:: DATASET CONTENT

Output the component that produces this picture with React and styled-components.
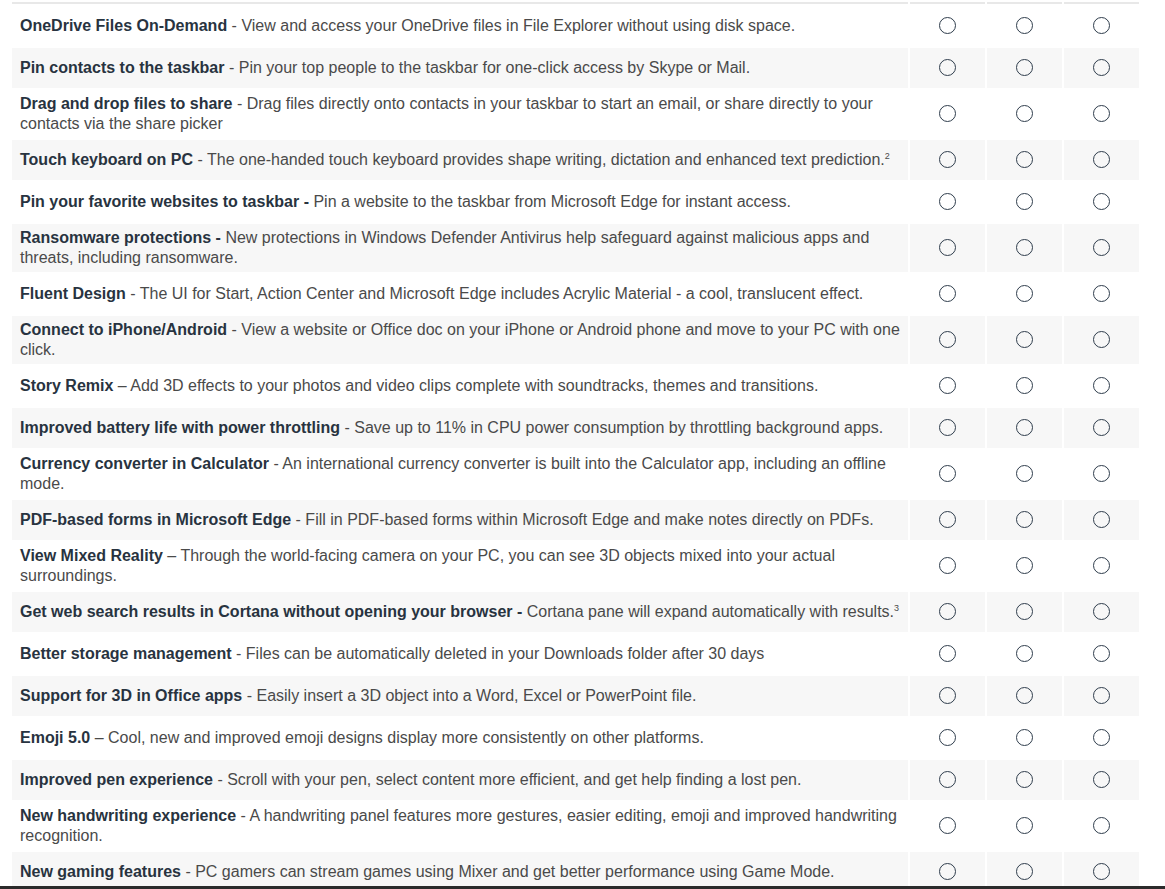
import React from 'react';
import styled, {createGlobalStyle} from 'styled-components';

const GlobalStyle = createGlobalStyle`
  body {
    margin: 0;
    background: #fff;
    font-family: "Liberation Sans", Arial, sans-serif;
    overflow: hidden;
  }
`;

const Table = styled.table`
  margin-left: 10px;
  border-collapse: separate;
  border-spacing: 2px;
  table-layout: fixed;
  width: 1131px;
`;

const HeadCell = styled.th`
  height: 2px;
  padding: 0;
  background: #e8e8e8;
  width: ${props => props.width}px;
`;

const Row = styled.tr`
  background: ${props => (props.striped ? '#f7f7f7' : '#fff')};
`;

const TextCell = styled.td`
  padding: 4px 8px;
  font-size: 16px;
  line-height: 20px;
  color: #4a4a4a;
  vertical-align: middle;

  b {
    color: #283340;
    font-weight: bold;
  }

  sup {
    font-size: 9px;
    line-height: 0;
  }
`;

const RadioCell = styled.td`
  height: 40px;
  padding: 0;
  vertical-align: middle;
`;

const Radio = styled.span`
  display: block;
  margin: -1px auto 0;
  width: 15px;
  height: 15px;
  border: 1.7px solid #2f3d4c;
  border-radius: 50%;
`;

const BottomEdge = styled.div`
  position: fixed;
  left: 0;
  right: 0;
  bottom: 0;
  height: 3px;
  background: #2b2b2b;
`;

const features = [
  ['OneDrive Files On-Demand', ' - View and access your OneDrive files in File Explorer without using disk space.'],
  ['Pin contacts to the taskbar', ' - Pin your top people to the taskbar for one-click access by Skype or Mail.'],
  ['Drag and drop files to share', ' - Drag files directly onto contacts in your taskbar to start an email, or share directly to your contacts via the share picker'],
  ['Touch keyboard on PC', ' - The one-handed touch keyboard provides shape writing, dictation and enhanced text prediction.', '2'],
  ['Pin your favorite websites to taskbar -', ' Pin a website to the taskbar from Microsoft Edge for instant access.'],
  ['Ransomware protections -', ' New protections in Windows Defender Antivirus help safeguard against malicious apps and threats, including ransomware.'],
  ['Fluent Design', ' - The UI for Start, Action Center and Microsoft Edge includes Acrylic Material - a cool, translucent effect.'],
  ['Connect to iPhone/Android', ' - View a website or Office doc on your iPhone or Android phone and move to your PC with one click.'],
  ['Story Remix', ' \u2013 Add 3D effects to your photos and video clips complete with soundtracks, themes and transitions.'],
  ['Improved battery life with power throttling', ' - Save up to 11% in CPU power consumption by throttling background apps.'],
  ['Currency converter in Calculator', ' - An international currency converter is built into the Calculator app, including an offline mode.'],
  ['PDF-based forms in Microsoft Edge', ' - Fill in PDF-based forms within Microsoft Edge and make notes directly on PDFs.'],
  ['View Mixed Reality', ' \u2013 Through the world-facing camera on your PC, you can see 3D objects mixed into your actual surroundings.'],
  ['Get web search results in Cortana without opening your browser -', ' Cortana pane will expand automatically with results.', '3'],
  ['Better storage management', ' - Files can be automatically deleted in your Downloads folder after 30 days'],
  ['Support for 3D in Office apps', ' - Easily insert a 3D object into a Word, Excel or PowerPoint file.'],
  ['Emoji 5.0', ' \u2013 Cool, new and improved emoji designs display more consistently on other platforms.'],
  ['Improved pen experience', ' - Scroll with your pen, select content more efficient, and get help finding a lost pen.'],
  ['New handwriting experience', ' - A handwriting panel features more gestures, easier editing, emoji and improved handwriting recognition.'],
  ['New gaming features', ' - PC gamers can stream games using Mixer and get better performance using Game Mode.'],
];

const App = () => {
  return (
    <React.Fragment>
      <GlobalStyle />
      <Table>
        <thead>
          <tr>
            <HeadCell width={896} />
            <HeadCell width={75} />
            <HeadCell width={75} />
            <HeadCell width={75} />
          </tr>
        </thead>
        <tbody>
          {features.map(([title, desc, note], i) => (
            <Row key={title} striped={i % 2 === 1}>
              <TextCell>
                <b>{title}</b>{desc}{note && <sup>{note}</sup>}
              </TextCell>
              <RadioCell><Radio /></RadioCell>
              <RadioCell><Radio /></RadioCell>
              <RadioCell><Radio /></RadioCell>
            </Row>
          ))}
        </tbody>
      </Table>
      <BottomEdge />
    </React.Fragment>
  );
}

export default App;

::::

WORK TO BE COMPLETED —
Return the material exactly as given, apart from the pictures.

RESULT OF THE EXERCISE —
Output the component that produces this picture with React and styled-components.
import React from 'react';
import styled, {createGlobalStyle} from 'styled-components';

const GlobalStyle = createGlobalStyle`
  body {
    margin: 0;
    background: #fff;
    font-family: "Liberation Sans", Arial, sans-serif;
    overflow: hidden;
  }
`;

const Table = styled.table`
  margin-left: 10px;
  border-collapse: separate;
  border-spacing: 2px;
  table-layout: fixed;
  width: 1131px;
`;

const HeadCell = styled.th`
  height: 2px;
  padding: 0;
  background: #e8e8e8;
  width: ${props => props.width}px;
`;

const Row = styled.tr`
  background: ${props => (props.striped ? '#f7f7f7' : '#fff')};
`;

const TextCell = styled.td`
  padding: 4px 8px;
  font-size: 16px;
  line-height: 20px;
  color: #4a4a4a;
  vertical-align: middle;

  b {
    color: #283340;
    font-weight: bold;
  }

  sup {
    font-size: 9px;
    line-height: 0;
  }
`;

const RadioCell = styled.td`
  height: 40px;
  padding: 0;
  vertical-align: middle;
`;

const Radio = styled.span`
  display: block;
  margin: -1px auto 0;
  width: 15px;
  height: 15px;
  border: 1.7px solid #2f3d4c;
  border-radius: 50%;
`;

const BottomEdge = styled.div`
  position: fixed;
  left: 0;
  right: 0;
  bottom: 0;
  height: 3px;
  background: #2b2b2b;
`;

const features = [
  ['OneDrive Files On-Demand', ' - View and access your OneDrive files in File Explorer without using disk space.'],
  ['Pin contacts to the taskbar', ' - Pin your top people to the taskbar for one-click access by Skype or Mail.'],
  ['Drag and drop files to share', ' - Drag files directly onto contacts in your taskbar to start an email, or share directly to your contacts via the share picker'],
  ['Touch keyboard on PC', ' - The one-handed touch keyboard provides shape writing, dictation and enhanced text prediction.', '2'],
  ['Pin your favorite websites to taskbar -', ' Pin a website to the taskbar from Microsoft Edge for instant access.'],
  ['Ransomware protections -', ' New protections in Windows Defender Antivirus help safeguard against malicious apps and threats, including ransomware.'],
  ['Fluent Design', ' - The UI for Start, Action Center and Microsoft Edge includes Acrylic Material - a cool, translucent effect.'],
  ['Connect to iPhone/Android', ' - View a website or Office doc on your iPhone or Android phone and move to your PC with one click.'],
  ['Story Remix', ' \u2013 Add 3D effects to your photos and video clips complete with soundtracks, themes and transitions.'],
  ['Improved battery life with power throttling', ' - Save up to 11% in CPU power consumption by throttling background apps.'],
  ['Currency converter in Calculator', ' - An international currency converter is built into the Calculator app, including an offline mode.'],
  ['PDF-based forms in Microsoft Edge', ' - Fill in PDF-based forms within Microsoft Edge and make notes directly on PDFs.'],
  ['View Mixed Reality', ' \u2013 Through the world-facing camera on your PC, you can see 3D objects mixed into your actual surroundings.'],
  ['Get web search results in Cortana without opening your browser -', ' Cortana pane will expand automatically with results.', '3'],
  ['Better storage management', ' - Files can be automatically deleted in your Downloads folder after 30 days'],
  ['Support for 3D in Office apps', ' - Easily insert a 3D object into a Word, Excel or PowerPoint file.'],
  ['Emoji 5.0', ' \u2013 Cool, new and improved emoji designs display more consistently on other platforms.'],
  ['Improved pen experience', ' - Scroll with your pen, select content more efficient, and get help finding a lost pen.'],
  ['New handwriting experience', ' - A handwriting panel features more gestures, easier editing, emoji and improved handwriting recognition.'],
  ['New gaming features', ' - PC gamers can stream games using Mixer and get better performance using Game Mode.'],
];

const App = () => {
  return (
    <React.Fragment>
      <GlobalStyle />
      <Table>
        <thead>
          <tr>
            <HeadCell width={896} />
            <HeadCell width={75} />
            <HeadCell width={75} />
            <HeadCell width={75} />
          </tr>
        </thead>
        <tbody>
          {features.map(([title, desc, note], i) => (
            <Row key={title} striped={i % 2 === 1}>
              <TextCell>
                <b>{title}</b>{desc}{note && <sup>{note}</sup>}
              </TextCell>
              <RadioCell><Radio /></RadioCell>
              <RadioCell><Radio /></RadioCell>
              <RadioCell><Radio /></RadioCell>
            </Row>
          ))}
        </tbody>
      </Table>
      <BottomEdge />
    </React.Fragment>
  );
}

export default App;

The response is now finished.